What the public record shows is a very dark moment in local history:

On the night of Sept. 12, 1931, Thalia Massie, the young wife of naval officer Thomas Massie, left a party at the Ala Wai Inn and walked down what was then known as John Ena Road toward Ala Moana. She was found badly beaten about two hours later and told police that she had been raped by a carload of five or six Hawaiians.

The police were already looking for five "local boys" who had been involved in a minor traffic incident on the other side of Honolulu. One of the "boys" had punched the female passenger in the other car, and she had reported the incident to the police. The driver was the first of the five to be arrested, and he was brought before Massie (who had apparently already overheard police radio broadcasts describing the car; the police brought the other men to her later but never asked her to pick them out of a lineup).

The case against the five was weak. Three of them had criminal records, and two had done prison time for attempted rape, but thorough physical examinations of the men and the clothes they'd been wearing showed no signs that any of them had had sex on the night in question. Nor did an examination of Massie and her clothes substantiate her rape claim. More damning to the prosecution's case was the fact that it was unlikely that the five men could have kidnapped Massie, raped her six times as she said they had, and then been able to get to the other side of Honolulu in time to have had the altercation with the Hawaiian woman.

Amid defense theories that Lt. Massie had beaten Thalia after finding her with another Navy officer, and allegations that police had put Massie's purse in the suspects' car, the jury failed to reach a verdict, and the judge declared a mistrial. The defendants were released on bail.

THE STORY MADE headlines from here to Washington, D.C. The mainland press saw the incident as a threat to whites. One paper said, "Yellow men's lust for white women had unbroken bounds."

One of the young defendants was kidnapped by some Navy men six days after his release and was beaten unconscious.

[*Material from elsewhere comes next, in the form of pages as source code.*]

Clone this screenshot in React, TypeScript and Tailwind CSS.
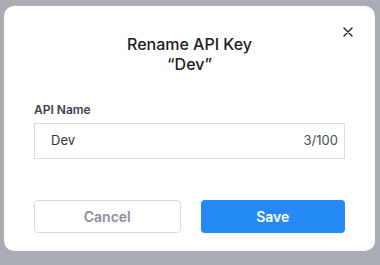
import React from "react";

export default function App() {
  return (
    <div className="h-[265px] w-[380px] bg-[#a9aeb5] pt-[6px] pl-[4px] font-['Inter',sans-serif]">
      <div className="relative flex h-[245px] w-[371px] flex-col rounded-[10px] bg-white px-[30px] pt-[28px]">
        <button className="absolute right-[22px] top-[21px] text-[#1f2328]">
          <svg width="10" height="10" viewBox="0 0 10 10" fill="none" stroke="currentColor" strokeWidth="1.4" strokeLinecap="round">
            <path d="M1 1L9 9M9 1L1 9" />
          </svg>
        </button>
        <h2 className="text-center text-[16px] font-medium leading-[20px] text-[#1d2025]">
          Rename API Key
          <br />
          “Dev”
        </h2>
        <label className="mt-[28px] text-[12px] font-semibold leading-[16px] text-[#3a4150]">API Name</label>
        <div className="mt-[5px] flex h-[36px] items-center justify-between border border-[#d5dce6] pl-[16px] pr-[6px] text-[13px] text-[#33373d]">
          <span>Dev</span>
          <span className="text-[#4b5058]">3/100</span>
        </div>
        <div className="mt-[41px] flex gap-[20px]">
          <button className="h-[33px] flex-1 rounded-[4px] border border-[#d5dce6] text-[14px] font-semibold text-[#8a909b]">
            Cancel
          </button>
          <button className="h-[33px] flex-1 rounded-[4px] bg-[#2589f5] text-[14px] font-semibold text-white">
            Save
          </button>
        </div>
      </div>
    </div>
  );
}
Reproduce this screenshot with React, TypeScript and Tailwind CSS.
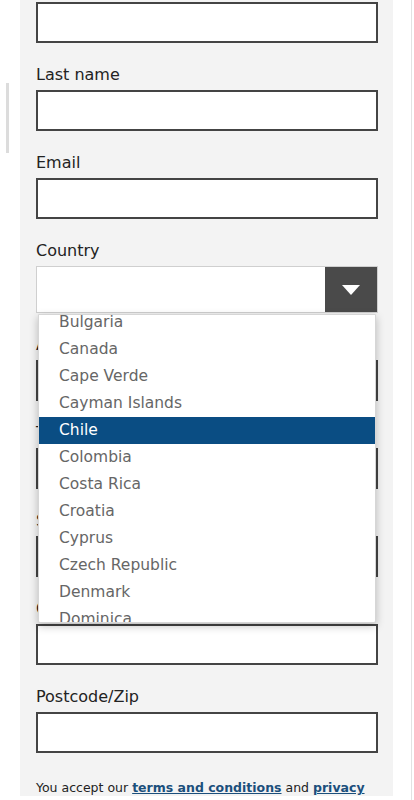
import React from "react";

const font = { fontFamily: '"DejaVu Sans", "Liberation Sans", sans-serif' };

const countries = [
  "Bulgaria",
  "Canada",
  "Cape Verde",
  "Cayman Islands",
  "Chile",
  "Colombia",
  "Costa Rica",
  "Croatia",
  "Cyprus",
  "Czech Republic",
  "Denmark",
  "Dominica",
];

function Label({ children }: { children: React.ReactNode }) {
  return <label className="mt-[23px] h-[24px] text-[16px] leading-[18px] text-[#222]">{children}</label>;
}

function Field({ label }: { label?: string }) {
  return (
    <div className="flex w-[342px] flex-col">
      {label ? <Label>{label}</Label> : null}
      <div className="h-[41px] w-[342px] border-2 border-[#444] bg-white" />
    </div>
  );
}

function CountrySelect() {
  return (
    <div className="relative z-10 flex w-[342px] flex-col">
      <Label>Country</Label>
      <div className="flex h-[47px] w-[342px] border border-[#cfcfcf] bg-white">
        <div className="flex-1" />
        <div className="flex w-[52px] items-center justify-center bg-[#4a4a4a]">
          <svg width="18" height="10" viewBox="0 0 18 10">
            <path d="M0 0h18L9 10z" fill="#fff" />
          </svg>
        </div>
      </div>
      <div className="absolute left-[2px] right-[2px] top-[95px] h-[309px] overflow-hidden rounded-b-[2px] border border-[#d6d6d6] bg-white shadow-[0_3px_8px_rgba(0,0,0,0.25)]">
        <ul className="-mt-[6px]">
          {countries.map((c) => (
            <li
              key={c}
              className={`h-[27px] pl-[20px] text-[15.5px] leading-[27px] ${
                c === "Chile" ? "bg-[#0a4d83] text-white" : "text-[#666]"
              }`}
            >
              {c}
            </li>
          ))}
        </ul>
      </div>
    </div>
  );
}

export default function App() {
  return (
    <div className="flex h-[800px] w-[414px] overflow-hidden bg-white" style={font}>
      <div className="w-[20px] shrink-0 pl-[6px] pt-[83px]">
        <div className="h-[70px] w-[3px] bg-[#dcdcdc]" />
      </div>
      <div className="h-[796px] w-[373px] shrink-0 overflow-hidden bg-[#f3f3f3] pl-[16px]">
        <div className="pt-[2px]">
          <Field />
        </div>
        <Field label="Last name" />
        <Field label="Email" />
        <CountrySelect />
        <Field label="Address" />
        <Field label="Town/City" />
        <Field label="State/County" />
        <Field label="Country code" />
        <Field label="Postcode/Zip" />
        <p className="mt-[26px] w-[342px] text-[12.5px] leading-[18px] text-[#222]">
          You accept our{" "}
          <a className="font-bold text-[#1b4f7c] underline">terms and conditions</a> and{" "}
          <a className="font-bold text-[#1b4f7c] underline">privacy policy</a>
        </p>
      </div>
      <div className="flex flex-1 justify-end pr-[2px]">
        <div className="h-full w-px bg-[#e2e2e2]" />
      </div>
    </div>
  );
}
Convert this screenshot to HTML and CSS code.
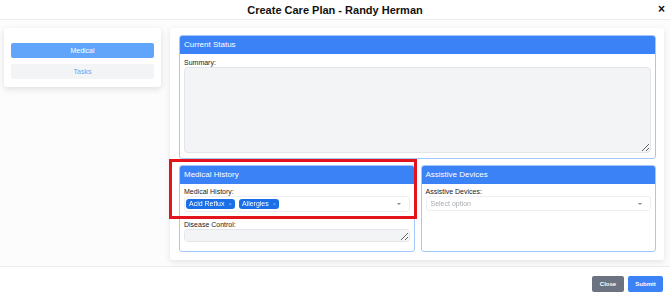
FILE: index.html
```html
<!DOCTYPE html>
<html lang="en">
  <head>
    <meta charset="UTF-8" />
    <meta name="viewport" content="width=device-width, initial-scale=1.0" />
    <title>Create Care Plan</title>
    <link rel="stylesheet" href="styles.css">
  </head>
  <body>
    <div class="modal">
      <div class="modal-header">
        <h1>Create Care Plan - Randy Herman</h1>
        <span class="close-x">&times;</span>
      </div>

      <div class="modal-body">
        <div class="sidebar">
          <button class="tab active">Medical</button>
          <button class="tab">Tasks</button>
        </div>

        <div class="content">
          <div class="panel">
            <div class="panel-title">Current Status</div>
            <div class="panel-body">
              <label>Summary:</label>
              <textarea class="summary"></textarea>
            </div>
          </div>

          <div class="panel-row">
            <div class="panel highlight">
              <div class="panel-title">Medical History</div>
              <div class="panel-body">
                <label>Medical History:</label>
                <div class="select">
                  <span class="tag">Acid Reflux <i>&times;</i></span>
                  <span class="tag">Allergies <i>&times;</i></span>
                  <span class="caret"></span>
                </div>
                <label class="spaced">Disease Control:</label>
                <textarea class="small"></textarea>
              </div>
              <div class="red-box"></div>
            </div>

            <div class="panel">
              <div class="panel-title">Assistive Devices</div>
              <div class="panel-body">
                <label>Assistive Devices:</label>
                <div class="select empty">
                  <span class="placeholder">Select option</span>
                  <span class="caret"></span>
                </div>
              </div>
            </div>
          </div>
        </div>
      </div>

      <div class="modal-footer">
        <button class="btn btn-gray">Close</button>
        <button class="btn btn-blue">Submit</button>
      </div>
    </div>
  </body>
</html>
```

FILE: styles.css
```css
* {
  margin: 0;
  padding: 0;
  box-sizing: border-box;
  font-family: "Liberation Sans", Arial, sans-serif;
}

body {
  background-color: #fff;
  color: #222;
  width: 670px;
  height: 297px;
  overflow: hidden;
}

/* Header */
.modal-header {
  height: 20px;
  border-bottom: 1px solid #ececec;
  display: flex;
  align-items: center;
  justify-content: center;
  position: relative;
}

.modal-header h1 {
  font-size: 11px;
  font-weight: bold;
  color: #111;
}

.close-x {
  position: absolute;
  right: 5px;
  top: 2px;
  font-size: 12px;
  font-weight: bold;
  color: #111;
}

/* Body */
.modal-body {
  display: flex;
  align-items: flex-start;
  gap: 9px;
  padding: 8px 6px 0 4px;
  height: 247px;
  border-bottom: 1px solid #ececec;
  background: #fcfcfc;
}

.sidebar {
  width: 157px;
  background: #fff;
  padding: 15px 7px 8px;
  border-radius: 3px;
  box-shadow: 0 2px 6px rgba(0, 0, 0, 0.12);
  display: flex;
  flex-direction: column;
  gap: 6px;
}

.tab {
  height: 15px;
  border: none;
  border-radius: 2px;
  background: #f3f4f6;
  color: #60a5fa;
  font-size: 7px;
}

.tab.active {
  background: #60a5fa;
  color: #fff;
}

.content {
  flex: 1;
  height: 232px;
  background: #fff;
  padding: 7px 8px 8px 9px;
  border-radius: 3px;
  box-shadow: 0 2px 6px rgba(0, 0, 0, 0.1);
  display: flex;
  flex-direction: column;
  gap: 6px;
}

/* Panels */
.panel {
  border: 1px solid #a5c8fb;
  border-radius: 3px;
  background: #fff;
  display: flex;
  flex-direction: column;
}

.panel-title {
  background: #3b82f6;
  color: #fff;
  font-size: 8px;
  height: 18px;
  line-height: 18px;
  padding-left: 4px;
  border-radius: 2px 2px 0 0;
}

.panel-body {
  padding: 5px 4px 5px;
  display: flex;
  flex-direction: column;
}

label {
  font-size: 7px;
  color: #222;
  margin-bottom: 1px;
}

label.spaced {
  margin-top: 9px;
}

textarea {
  background: #f3f4f6;
  border: 1px solid #e3e5e8;
  border-radius: 4px;
  resize: vertical;
}

.summary {
  height: 86px;
}

.small {
  height: 13px;
}

.panel-row {
  flex: 1;
  display: grid;
  grid-template-columns: 1fr 1fr;
  gap: 6px;
}

.panel-row .panel-body {
  padding-top: 4px;
}

.highlight {
  position: relative;
}

.red-box {
  position: absolute;
  left: -11px;
  top: -7px;
  width: 248px;
  height: 60px;
  border: 3px solid #e3141b;
}

/* Select */
.select {
  height: 16px;
  border: 1px solid #eceef1;
  border-radius: 3px;
  display: flex;
  align-items: center;
  gap: 4px;
  padding: 0 1px;
  position: relative;
}

.select.empty {
  height: 15px;
  padding-left: 4px;
}

.tag {
  background: #1a6fe6;
  color: #fff;
  font-size: 7px;
  height: 10px;
  line-height: 10px;
  padding: 0 3px;
  border-radius: 3px;
  display: flex;
  gap: 4px;
}

.tag i {
  font-style: normal;
  color: #7fb0f5;
  font-size: 6px;
}

.placeholder {
  font-size: 7px;
  color: #a8abb0;
}

.caret {
  position: absolute;
  right: 8px;
  top: 6px;
  border-left: 2px solid transparent;
  border-right: 2px solid transparent;
  border-top: 2px solid #888;
}

/* Footer */
.modal-footer {
  display: flex;
  justify-content: flex-end;
  gap: 4px;
  padding: 9px 7px 0 0;
}

.btn {
  height: 16px;
  border: none;
  border-radius: 2px;
  color: #fff;
  font-size: 6px;
  font-weight: bold;
}

.btn-gray {
  background: #6b7280;
  width: 32px;
}

.btn-blue {
  background: #3b82f6;
  width: 35px;
}
```
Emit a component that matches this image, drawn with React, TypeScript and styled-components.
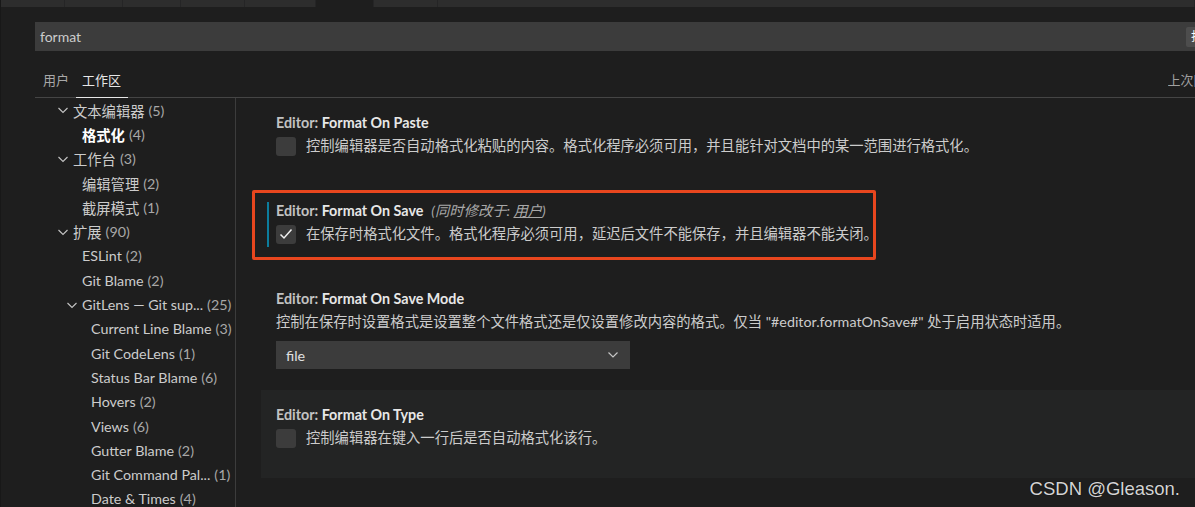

Less than a month later, on Jan. 8, 1932, another defendant, Joseph Kahahawai, was kidnapped by Lt. Massie, Thalia's mother Grace Fortescue and two sailors. Police detectives later stopped a car being driven by Fortescue. Massie and one of the sailors were with her. Kahahawai's body was in the back of the car.

The grand jury initially declined to indict, but the judge refused to accept their report. So Massie, his mother-in-law and the two sailors -- defended by legendary attorney Clarence Darrow -- were eventually charged with second-degree murder. They were convicted of manslaughter and the jury recommended leniency. The sentence was 10 years, but Gov. Lawrence Judd was facing tremendous political and economic pressure from the Navy and certain members of Congress. The Navy threatened to bring on what amounted to a crippling boycott of local businesses if it deemed the islands unsafe for white women. Various politicians were suggesting that martial law be instituted and Hawaii be ruled by a presidential commission.

Judd commuted the sentences to one hour in sheriff's custody.

Massie, Thalia, Fortescue and the sailors left Hawaii before the four surviving defendants could be brought to trial a second time, and charges against the four men were dropped.

A couple of key questions will probably never be resolved. Who beat Thalia Massie? And who shot Kahahawai?

One of the sailors said years later that he pulled the trigger.

"(The statement) appears in an appendix in Van Slingerland's book, but we weren't allowed to use it ... and we felt it really wasn't all that necessary to use," Carroll said, explaining that he approached the story as "trial as ritual" in a style he described as "a cross between Brecht and Artaud."

He added that the outcome of the Kahahawai murder trial wasn't quite a total miscarriage of justice.

"There's been a lot of material released from archives of various kinds in recent years that indicate that there were attempts made right after the case to try to get (President Hoover) to give (Kahahawai's killers) a pardon ... and the pardon did not happen."